Find how many lines in the data below include the word "Tailwind", then write only that number.

-- START INPUT FOR THIS TASK --

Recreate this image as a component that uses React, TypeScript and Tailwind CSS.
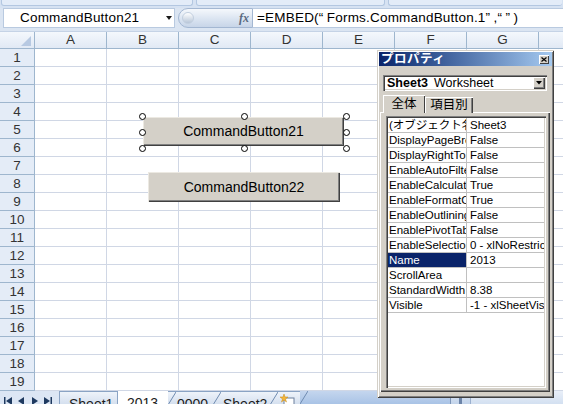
import React from "react";

const FONT = "font-['Liberation_Sans','Noto_Sans_CJK_JP',sans-serif]";

const COLS = ["A", "B", "C", "D", "E", "F", "G"];
const ROWS = Array.from({ length: 19 }, (_, i) => i + 1);

const PROPS: [string, string][] = [
  ["(オブジェクト名)", "Sheet3"],
  ["DisplayPageBreaks", "False"],
  ["DisplayRightToLeft", "False"],
  ["EnableAutoFilter", "False"],
  ["EnableCalculation", "True"],
  ["EnableFormatConditionsCalculation", "True"],
  ["EnableOutlining", "False"],
  ["EnablePivotTable", "False"],
  ["EnableSelection", "0 - xlNoRestrictions"],
  ["Name", "2013"],
  ["ScrollArea", ""],
  ["StandardWidth", "8.38"],
  ["Visible", "-1 - xlSheetVisible"],
];

// selection handles around CommandButton21 (centre points)
const HANDLES: [number, number][] = [
  [142, 116], [244, 116], [346, 116],
  [142, 132], [346, 132],
  [142, 148], [244, 148], [346, 148],
];

// quote marks get a wider cell, like the Japanese UI font draws them
function Q({ c }: { c: string }) {
  return <span className="inline-block w-[8px] text-left">{c}</span>;
}

function FormulaBar() {
  return (
    <>
      {/* ribbon bottom edge */}
      <div className="h-[8px] bg-[#d6e2f2] flex gap-[3px] px-[1px]">
        <div className="w-[192px] h-[6px] rounded-b-[3px] border-b border-x border-[#b3c7e1] bg-[#e3ecf8]" />
        <div className="w-[189px] h-[6px] rounded-b-[3px] border-b border-x border-[#b3c7e1] bg-[#e3ecf8]" />
        <div className="flex-1 h-[6px] rounded-b-[3px] border-b border-l border-[#b3c7e1] bg-[#e3ecf8]" />
      </div>

      <div className="flex h-[21px] bg-[#dbe5f2]">
        <div className="ml-[3px] w-[172px] h-[20px] bg-white border border-[#b9cae0] relative flex items-center">
          <span className="pl-[16px] text-[13.5px] leading-none text-black tracking-[0.2px]">CommandButton21</span>
          <svg className="absolute left-[162px] top-[7px]" width="6" height="4" viewBox="0 0 6 4">
            <path d="M0 0H6L3 4Z" fill="#1a1a1a" />
          </svg>
        </div>
        <div className="ml-[3px] w-[75px] h-[20px] rounded-l-full border border-[#a3b7d2] bg-gradient-to-b from-[#f5f8fc] via-[#dde6f2] to-[#c7d5e8] relative flex items-center justify-end pr-[3px]">
          <div className="absolute left-[3px] top-[3px] w-[12px] h-[12px] rounded-full bg-gradient-to-b from-[#ffffff] to-[#b8c6d8] border border-[#c2cfdf]" />
          <span className="font-['Liberation_Serif',serif] italic font-bold text-[12px] leading-none text-[#5a6a80]">fx</span>
        </div>
        <div className="flex-1 h-[20px] bg-white border-y border-[#b9cae0] flex items-center pl-[4px]">
          <span className="text-[13.5px] leading-none text-black whitespace-nowrap tracking-[0.2px]">
            =EMBED(<Q c="“" />Forms.CommandButton.1<Q c="”" />,<Q c="“" /><Q c="”" />)
          </span>
        </div>
      </div>
      <div className="h-[3px] bg-[#dbe5f2] border-b border-[#c5d3e6]" />
    </>
  );
}

function Sheet() {
  return (
    <div className="text-[13.5px] text-[#333]">
      {/* column headers */}
      <div className="flex h-[17px] bg-gradient-to-b from-[#f4f8fd] to-[#e1e9f5] border-b border-[#9eb6ce]">
        <div className="w-[35px] border-r border-[#9eb6ce] relative">
          <svg className="absolute right-[3px] bottom-[2px]" width="10" height="10" viewBox="0 0 10 10">
            <path d="M10 0V10H0Z" fill="#b7c9e2" />
          </svg>
        </div>
        {COLS.map((c) => (
          <div key={c} className="w-[72px] border-r border-[#9eb6ce] flex items-center justify-center leading-none">
            {c}
          </div>
        ))}
        <div className="flex-1" />
      </div>

      {ROWS.map((r) => (
        <div key={r} className="flex h-[18px]">
          <div className="w-[35px] bg-[#e4ecf7] border-r border-b border-[#9eb6ce] flex items-center justify-center leading-none">
            {r}
          </div>
          {COLS.map((c) => (
            <div key={c} className="w-[72px] bg-white border-r border-b border-[#d0d7e5]" />
          ))}
          <div className="flex-1 bg-white border-b border-[#d0d7e5]" />
        </div>
      ))}
    </div>
  );
}

function TabSlant() {
  return (
    <svg className="absolute left-0 top-0" width="8" height="13" viewBox="0 0 8 13">
      <path d="M0 13L8 0" stroke="#6f8bb1" strokeWidth="1" />
    </svg>
  );
}

function SheetTabs() {
  return (
    <div className="h-[13px] flex bg-[#c9d9ee] overflow-hidden text-[14px] text-[#1c1c1c]">
      <div className="w-[60px] bg-[#dce6f4] border-r border-[#8aa3c4] flex items-start pl-[4px] pt-[6px]">
        <svg width="48" height="8" viewBox="0 0 48 8">
          <rect x="0" y="0" width="1.5" height="8" fill="#1f3a60" />
          <path d="M8 0V8L2 4Z" fill="#1f3a60" />
          <path d="M20 0V8L14 4Z" fill="#1f3a60" />
          <path d="M28 0V8L34 4Z" fill="#1f3a60" />
          <path d="M40 0V8L46 4Z" fill="#1f3a60" />
          <rect x="46.5" y="0" width="1.5" height="8" fill="#1f3a60" />
        </svg>
      </div>
      <div className="w-[58px] bg-gradient-to-b from-[#eef3fa] to-[#d5e0ef] border-r border-t border-[#8aa3c4] pl-[9px] pt-[4px] leading-[16px]">Sheet1</div>
      <div className="w-[50px] bg-white pl-[9px] pt-[4px] leading-[16px]">2013</div>
      <div className="w-[45px] relative bg-gradient-to-b from-[#eef3fa] to-[#d5e0ef] border-t border-[#8aa3c4] pl-[9px] pt-[4px] leading-[16px]">
        <TabSlant />
        0000
      </div>
      <div className="w-[57px] relative bg-gradient-to-b from-[#eef3fa] to-[#d5e0ef] border-t border-[#8aa3c4] pl-[10px] pt-[4px] leading-[16px]">
        <TabSlant />
        Sheet2
      </div>
      <div className="w-[30px] relative bg-gradient-to-b from-[#eef3fa] to-[#d5e0ef] border-t border-[#8aa3c4]">
        <TabSlant />
        <svg className="absolute left-[10px] top-[2px]" width="16" height="11" viewBox="0 0 16 11">
          <rect x="4" y="4" width="10" height="8" fill="#ffffff" stroke="#6a7e9c" />
          <path d="M4 0L5 3L8 3L5.5 5L6.5 8L4 6L1.5 8L2.5 5L0 3L3 3Z" fill="#f3b53a" stroke="#c98a12" strokeWidth="0.5" />
        </svg>
      </div>
      <div className="w-[10px] relative bg-gradient-to-b from-[#c4d6ee] to-[#a9c3e6]">
        <TabSlant />
      </div>
      <div className="w-[140px] bg-gradient-to-b from-[#c4d6ee] to-[#a9c3e6]" />
      <div className="w-[20px] bg-gradient-to-b from-[#dfe8f5] to-[#c3d4eb] border-l border-[#7d95b8] relative">
        <div className="absolute left-[8px] top-[4px] w-[3px] h-[9px] bg-[#6c84a8]" />
      </div>
      <div className="flex-1 bg-gradient-to-b from-[#e9eff8] to-[#d3e0f1] border-l border-[#9bb0cf]" />
    </div>
  );
}

function CommandButton({ label, className }: { label: string; className: string }) {
  return (
    <div
      className={`absolute bg-[#d4d0c8] flex items-center justify-center text-[14px] text-black shadow-[inset_1px_1px_0_#ece9e2,inset_-1px_-1px_0_#404040,inset_-2px_-2px_0_#808080] ${className}`}
    >
      {label}
    </div>
  );
}

function PropertiesWindow() {
  return (
    <div className="absolute left-[377px] top-[50px] w-[177px] h-[348px] bg-[#d4d0c8] p-[2px] flex flex-col text-black shadow-[inset_1px_1px_0_#d4d0c8,inset_-1px_-1px_0_#404040,inset_2px_2px_0_#ffffff,inset_-2px_-2px_0_#808080]">
      {/* title bar */}
      <div className="h-[14px] flex items-center justify-between bg-gradient-to-r from-[#0a246a] to-[#a6caf0] pl-[2px] pr-[3px]">
        <span className="text-white font-bold text-[12.5px] leading-none tracking-[0.5px]">プロパティ</span>
        <div className="w-[10px] h-[9px] bg-[#d4d0c8] flex items-center justify-center shadow-[inset_1px_1px_0_#ffffff,inset_-1px_-1px_0_#404040]">
          <svg width="6" height="5" viewBox="0 0 6 5">
            <path d="M0.5 0.5L5.5 4.5M5.5 0.5L0.5 4.5" stroke="#000" strokeWidth="1.2" />
          </svg>
        </div>
      </div>

      {/* object combo */}
      <div className="mt-[9px] ml-[4px] mr-[5px] h-[16px] bg-white flex items-center justify-between pl-[4px] pr-[2px] shadow-[inset_1px_1px_0_#808080,inset_2px_2px_0_#404040,inset_-1px_-1px_0_#ffffff,inset_-2px_-2px_0_#d4d0c8]">
        <span className="text-[12.5px] leading-none whitespace-nowrap">
          <span className="font-bold">Sheet3</span>
          <span className="ml-[6px]">Worksheet</span>
        </span>
        <div className="w-[12px] h-[12px] bg-[#d4d0c8] flex items-center justify-center shadow-[inset_1px_1px_0_#ffffff,inset_-1px_-1px_0_#404040,inset_-2px_-2px_0_#808080]">
          <svg width="6" height="4" viewBox="0 0 6 4">
            <path d="M0 0H6L3 3.5Z" fill="#000" />
          </svg>
        </div>
      </div>

      {/* tabs */}
      <div className="mt-[4px] ml-[4px] flex items-end h-[18px] -mb-[1px] relative z-10">
        <div className="w-[42px] h-[18px] bg-[#d4d0c8] flex items-center justify-center text-[12.5px] leading-none shadow-[inset_1px_1px_0_#ffffff,inset_-1px_0_0_#404040]">
          全体
        </div>
        <div className="w-[48px] h-[16px] bg-[#d4d0c8] flex items-center justify-center text-[12.5px] leading-none shadow-[inset_1px_1px_0_#ffffff,inset_-1px_0_0_#404040,inset_-2px_0_0_#808080]">
          項目別
        </div>
      </div>

      {/* tab panel */}
      <div className="ml-[1px] mr-[2px] mb-[4px] flex-1 p-[4px] pl-[6px] shadow-[inset_1px_1px_0_#ffffff,inset_-1px_-1px_0_#404040,inset_-2px_-2px_0_#808080]">
        <div className="h-full bg-white p-[2px] shadow-[inset_1px_1px_0_#808080,inset_2px_2px_0_#404040,inset_-1px_-1px_0_#ffffff,inset_-2px_-2px_0_#d4d0c8]">
          {PROPS.map(([name, value]) => {
            const sel = name === "Name";
            return (
              <div key={name} className="flex h-[15px] border-b border-[#c0c0c0] text-[11.5px] leading-[14px]">
                <div
                  className={`w-[79px] border-r border-[#c0c0c0] pl-[1px] overflow-hidden whitespace-nowrap ${sel ? "bg-[#0a246a] text-white" : ""}`}
                >
                  {name}
                </div>
                <div className="flex-1 pl-[3px] overflow-hidden whitespace-nowrap">{value}</div>
              </div>
            );
          })}
        </div>
      </div>
    </div>
  );
}

export default function App() {
  return (
    <div className={`relative w-[563px] h-[404px] overflow-hidden bg-white ${FONT}`}>
      <FormulaBar />
      <Sheet />
      <SheetTabs />

      <CommandButton label="CommandButton21" className="left-[143px] top-[117px] w-[201px] h-[29px]" />
      <CommandButton label="CommandButton22" className="left-[148px] top-[172px] w-[192px] h-[30px]" />

      {HANDLES.map(([x, y]) => (
        <div
          key={`${x}-${y}`}
          className="absolute w-[7px] h-[7px] rounded-full bg-white border border-black"
          style={{ left: x - 3.5, top: y - 3.5 }}
        />
      ))}

      <PropertiesWindow />
    </div>
  );
}
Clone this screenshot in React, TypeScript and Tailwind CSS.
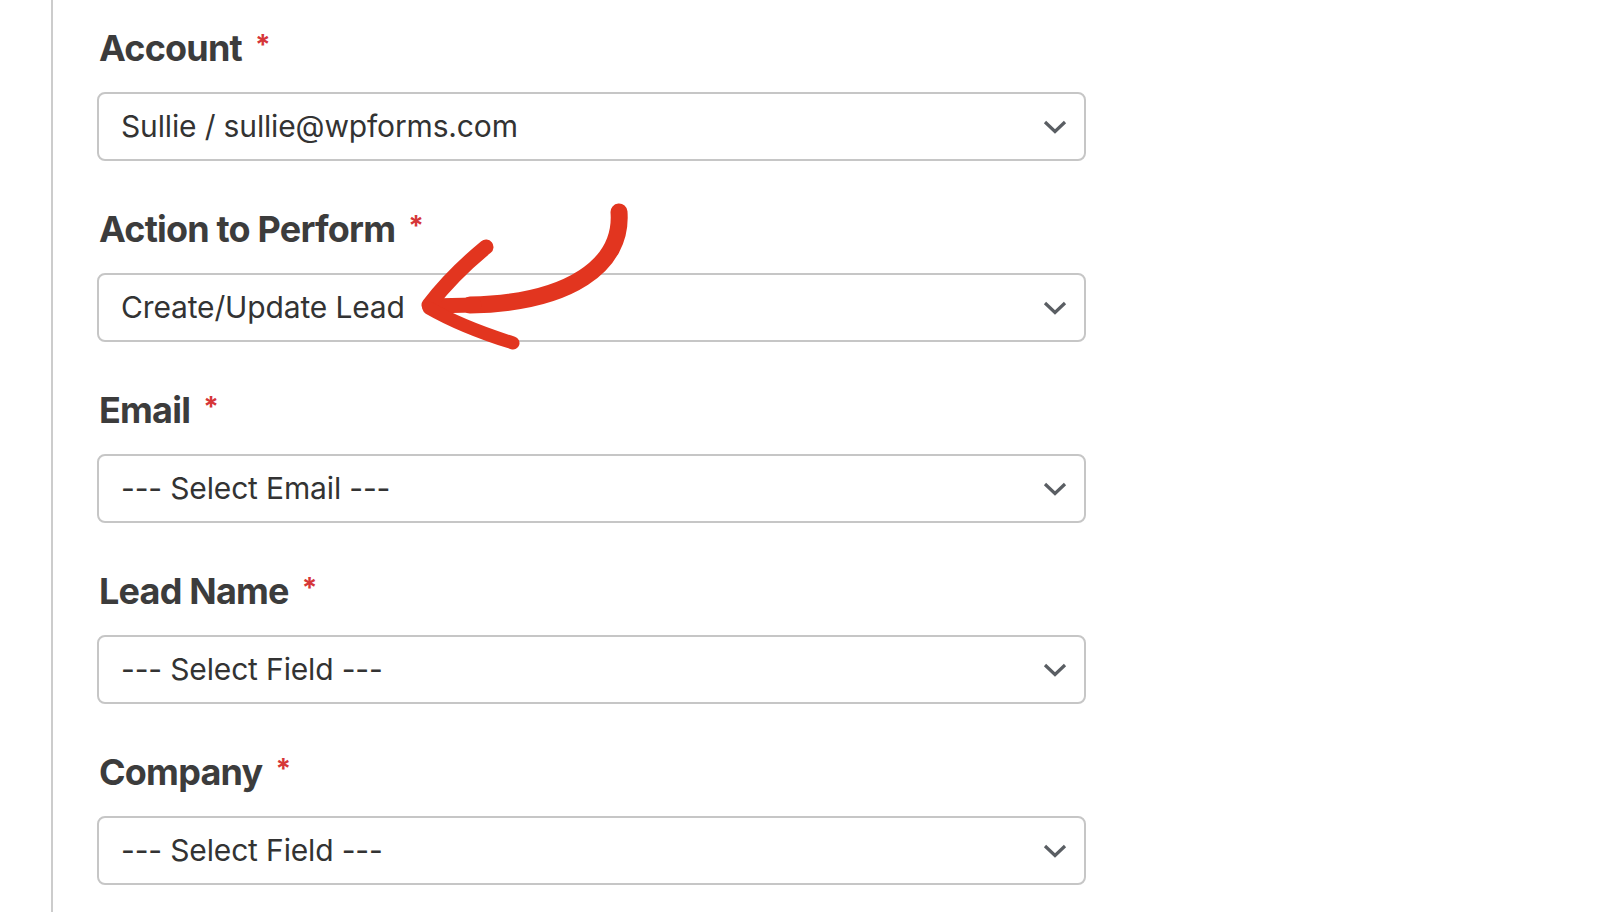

-- END INPUT FOR THIS TASK --

» **EXPECTED ANSWER**
2